Tiger Woods admitted it was a “lonely” experience dealing with making a 10 at the par-three 12th on Masters Sunday, but he was proud of his fightback over the last six holes.
Woods, understandably disappointed at the prospect of having to present a new champion with a Green Jacket, was scuppered by the changing wind direction at the iconic 12th and came up short with his tee shot before dumping another in Rae’s Creek.
His fifth sailed over the green and into the rear bunker, and worse was to follow when he bladed his first splash-out and donated a third ball to the water before he finally holed out for a septuple-bogey 10 – the first double-figure score on any hole in his professional career.
But his response to adversity was remarkable, hitting back with a birdie at the next before closing with four in a row to salvage a 76 and ensuring he would finish in red numbers for the tournament.
“I committed to the wrong wind,” he said when asked what went wrong at the 12th. “The wind was off the right for the first two guys, and then when I stepped up there, it switched to howling off the left.
“I didn’t commit to the wind, and I also got ahead of it and pushed it, too, because I thought the wind would come more off the right and it was off the left, and that just started the problem from there.
“From there I hit a lot more shots and had a lot more experiences there in Rae’s Creek, and then this is unlike any other sport in which you’re so alone out there and you have to figure it out and you have to fight and no one is going to pull you off the bump and you just have to figure it out, and I did coming in.”

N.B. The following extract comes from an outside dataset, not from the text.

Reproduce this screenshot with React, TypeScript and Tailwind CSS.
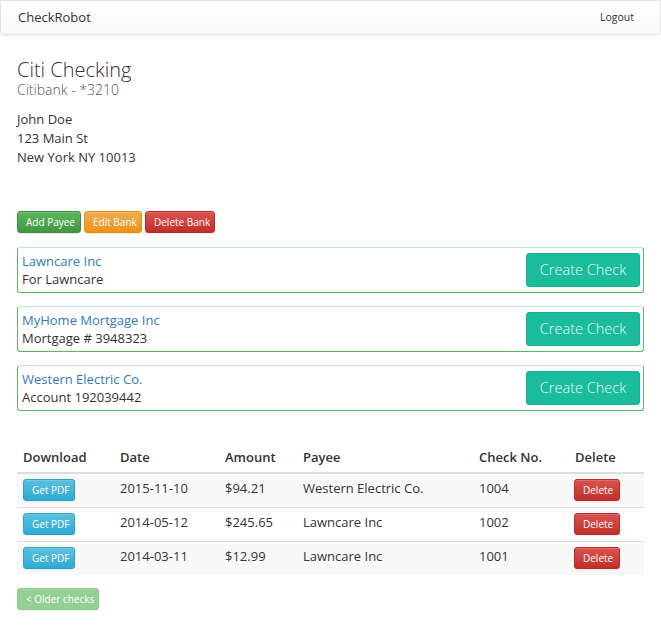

Playing the final third of his round in five under lifted his spirits as he prepared to head to the Butler Cabin for the presentation ceremony, although he was still struggling to contain his frustration at not mounting a better defence of his title having opened with an encouraging 68.
“That’s part of our sport,” he said, reflecting on his spectacular finish. “As I was saying in there earlier, this sport is awfully lonely sometimes. You have to fight it, nobody is going to bring you off the mound or call in a sub.
“You have to fight through it. That’s what makes this game so unique and so difficult mentally. We’ve all been there, unfortunately. Unfortunately I’ve been there and you just have to turn around and figure out the next shot, and I was able to do that coming home.”
Woods also paid tribute to Dustin Johnson, who was marching to a record-breaking victory as the five-time winner was giving his post-tournament interviews.
“He’s an amazing athlete,” Woods added. “He’s one of the first guys to ever bring athleticism to our sport.
“DJ has just an amazing ability to stay calm in tough moments, and in order to win this event, and we all know as past champions how hard it is, the emotions we have to deal with out there. There’s no one more suited to that, I think, than DJ.”